The Mujibnagar government made him ambassador-at-large, followed in August 1971 by the concurrent position of Advisor to the Acting President, a position he was to resign in January 1972 after the return to Bangladesh of Bangabandhu Sheikh Mujibur Rahman. He had a key role managing relations with the United States and India whilst heading the nascent country's diplomatic service.  As the senior-most diplomat of the Bangladesh movement in the United Nations delegation under Justice Abu Sayed Choudhury which was in New York in September 1971 to lobby for the Bangladesh cause at the General Assembly, he played a vital role in the delegation's lobbying efforts. He was also in communication with other governments, such as the Nixon administration in the United States and also with Senators, Congressmen, and high officials in the US Administration, World Bank, and IMF; he had the advantage as well of being familiar with decision-makers and the decision-making process having served as a diplomat in Washington 20 years earlier. Former colleague Syed Muazzem Ali described him as a "soft-spoken and scholarly diplomat" who was exceptional in articulating the cause and whose contributions were invaluable. He was one of the first high officials to reach Dhaka after its liberation, and was quartered with other senior officials in Bangabhaban until January 1972. He was also the highest Bangladeshi official in Dhaka until the acting president and cabinet arrived after independence; on his arrival in Dhaka he was driven under escort from the airport, becoming the first civilian official to lay a wreath at the ruins of the Shaheed Minar, an act planned to mark the first presence of the government in Dhaka.  Already the effective head of the incipient foreign service, he became Foreign Secretary at the end of 1971, playing a key role in formulating Bangladesh's foreign policy.

Bangladeshi ambassador
He then took up the position of Bangladesh's first Ambassador in Paris (1972–1976). The early part of this posting involved extensive travel in Africa to persuade African governments to recognise the independence of Bangladesh. In 1973 he represented Bangladesh at a Commonwealth conference for Youth Ministers in Lusaka. In 1975 he went to Morocco and, at a time of a shortage in supply of phosphates, managed to secure a substantial phosphate shipment for Bangladesh.
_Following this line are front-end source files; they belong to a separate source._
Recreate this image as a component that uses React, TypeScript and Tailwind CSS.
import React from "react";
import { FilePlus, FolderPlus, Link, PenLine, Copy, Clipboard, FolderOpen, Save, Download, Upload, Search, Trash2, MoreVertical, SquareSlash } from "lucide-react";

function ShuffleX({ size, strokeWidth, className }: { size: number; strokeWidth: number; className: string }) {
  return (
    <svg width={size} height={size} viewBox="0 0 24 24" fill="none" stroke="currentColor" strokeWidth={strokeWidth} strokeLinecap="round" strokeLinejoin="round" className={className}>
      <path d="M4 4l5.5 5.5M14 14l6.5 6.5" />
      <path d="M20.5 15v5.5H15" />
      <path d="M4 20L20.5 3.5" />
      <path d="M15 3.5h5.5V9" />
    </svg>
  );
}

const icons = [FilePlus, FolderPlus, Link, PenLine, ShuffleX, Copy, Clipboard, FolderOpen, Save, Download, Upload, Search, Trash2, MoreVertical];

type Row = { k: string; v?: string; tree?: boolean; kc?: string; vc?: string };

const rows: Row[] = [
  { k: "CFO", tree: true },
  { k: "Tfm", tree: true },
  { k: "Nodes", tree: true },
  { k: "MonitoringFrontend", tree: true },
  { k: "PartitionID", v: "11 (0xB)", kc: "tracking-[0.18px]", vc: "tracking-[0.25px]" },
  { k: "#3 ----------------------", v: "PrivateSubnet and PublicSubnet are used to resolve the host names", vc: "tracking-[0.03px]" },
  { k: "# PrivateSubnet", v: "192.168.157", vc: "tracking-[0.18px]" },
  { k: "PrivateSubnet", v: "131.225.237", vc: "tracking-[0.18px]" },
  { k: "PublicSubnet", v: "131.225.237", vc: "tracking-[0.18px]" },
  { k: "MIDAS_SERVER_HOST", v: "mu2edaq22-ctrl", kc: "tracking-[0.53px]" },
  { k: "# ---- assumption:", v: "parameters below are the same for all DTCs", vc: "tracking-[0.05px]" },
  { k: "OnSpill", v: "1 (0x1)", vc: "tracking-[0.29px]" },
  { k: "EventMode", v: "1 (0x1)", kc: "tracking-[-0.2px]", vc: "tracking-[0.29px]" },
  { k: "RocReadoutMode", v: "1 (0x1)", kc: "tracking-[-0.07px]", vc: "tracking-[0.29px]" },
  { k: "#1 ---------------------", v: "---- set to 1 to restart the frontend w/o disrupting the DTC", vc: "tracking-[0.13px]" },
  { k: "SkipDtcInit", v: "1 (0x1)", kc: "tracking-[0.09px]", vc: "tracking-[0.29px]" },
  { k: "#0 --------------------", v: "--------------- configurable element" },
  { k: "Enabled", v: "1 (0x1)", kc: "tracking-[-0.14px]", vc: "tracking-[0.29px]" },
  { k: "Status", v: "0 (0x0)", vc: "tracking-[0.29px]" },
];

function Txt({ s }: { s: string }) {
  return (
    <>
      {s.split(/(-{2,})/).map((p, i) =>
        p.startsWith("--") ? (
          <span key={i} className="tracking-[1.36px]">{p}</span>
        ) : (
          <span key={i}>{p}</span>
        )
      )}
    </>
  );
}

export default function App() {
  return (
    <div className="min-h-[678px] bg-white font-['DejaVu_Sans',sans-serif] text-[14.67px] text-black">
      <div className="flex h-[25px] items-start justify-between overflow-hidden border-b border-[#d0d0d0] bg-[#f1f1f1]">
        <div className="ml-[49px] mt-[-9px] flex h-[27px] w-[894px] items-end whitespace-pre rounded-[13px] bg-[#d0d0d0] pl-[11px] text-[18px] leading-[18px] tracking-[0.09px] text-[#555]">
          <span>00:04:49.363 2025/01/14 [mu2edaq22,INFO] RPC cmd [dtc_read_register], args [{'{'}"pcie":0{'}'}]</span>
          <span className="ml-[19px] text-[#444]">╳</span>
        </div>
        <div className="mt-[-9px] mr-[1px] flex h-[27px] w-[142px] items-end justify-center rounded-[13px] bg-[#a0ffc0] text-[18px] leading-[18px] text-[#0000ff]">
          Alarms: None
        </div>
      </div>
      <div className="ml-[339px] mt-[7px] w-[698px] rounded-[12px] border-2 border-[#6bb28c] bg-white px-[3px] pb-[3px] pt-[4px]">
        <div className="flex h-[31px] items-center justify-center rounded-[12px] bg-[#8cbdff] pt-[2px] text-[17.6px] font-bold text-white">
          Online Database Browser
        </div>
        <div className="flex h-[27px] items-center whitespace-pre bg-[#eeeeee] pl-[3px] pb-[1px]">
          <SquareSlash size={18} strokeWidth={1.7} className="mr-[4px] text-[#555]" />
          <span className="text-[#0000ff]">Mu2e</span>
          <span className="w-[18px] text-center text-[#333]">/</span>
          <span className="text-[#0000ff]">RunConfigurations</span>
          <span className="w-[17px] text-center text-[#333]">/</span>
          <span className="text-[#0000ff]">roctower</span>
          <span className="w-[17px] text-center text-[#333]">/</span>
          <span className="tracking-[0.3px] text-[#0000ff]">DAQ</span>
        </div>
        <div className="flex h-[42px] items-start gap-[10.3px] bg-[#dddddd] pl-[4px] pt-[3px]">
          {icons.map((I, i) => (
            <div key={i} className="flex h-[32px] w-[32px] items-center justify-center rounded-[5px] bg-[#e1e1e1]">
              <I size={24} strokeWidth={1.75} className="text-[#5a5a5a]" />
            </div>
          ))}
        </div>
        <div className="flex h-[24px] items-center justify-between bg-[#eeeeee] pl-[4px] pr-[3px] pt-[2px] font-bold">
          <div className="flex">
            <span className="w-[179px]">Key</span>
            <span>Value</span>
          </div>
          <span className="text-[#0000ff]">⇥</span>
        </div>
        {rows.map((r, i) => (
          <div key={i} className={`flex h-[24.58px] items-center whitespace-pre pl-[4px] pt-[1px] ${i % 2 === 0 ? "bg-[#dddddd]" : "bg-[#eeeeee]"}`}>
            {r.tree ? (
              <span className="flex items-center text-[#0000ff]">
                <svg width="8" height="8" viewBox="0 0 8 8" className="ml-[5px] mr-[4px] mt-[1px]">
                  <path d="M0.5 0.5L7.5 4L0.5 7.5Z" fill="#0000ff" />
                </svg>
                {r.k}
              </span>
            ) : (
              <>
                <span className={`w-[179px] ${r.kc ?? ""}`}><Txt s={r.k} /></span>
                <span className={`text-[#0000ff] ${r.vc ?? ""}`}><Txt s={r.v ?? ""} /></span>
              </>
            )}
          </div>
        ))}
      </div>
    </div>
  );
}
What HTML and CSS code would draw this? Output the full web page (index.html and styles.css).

In mid-1975 he was selected to be High Commissioner in the UK, which post he took up in early 1976. His two years in London (1976–1977) saw him Chairing the Commonwealth Conference on Human Ecology and Development and the Bangladesh government approved his recommendation that dual citizenship be permitted. Many people from Bangladesh were settled in the UK, whose remittances into Bangladesh were an important source of foreign exchange. He pointed out that to oblige them to forgo Bangladesh citizenship if they took up the benefits of British nationality was not conducive to the continued maintenance of their ties to the mother country.

His last post was as ambassador in Algiers (1977–1982). He represented the Bangladesh government at conferences on Namibia in Algiers of the United Nations (1980) and the Non Aligned Conference (1981). He retired from that post in 1982.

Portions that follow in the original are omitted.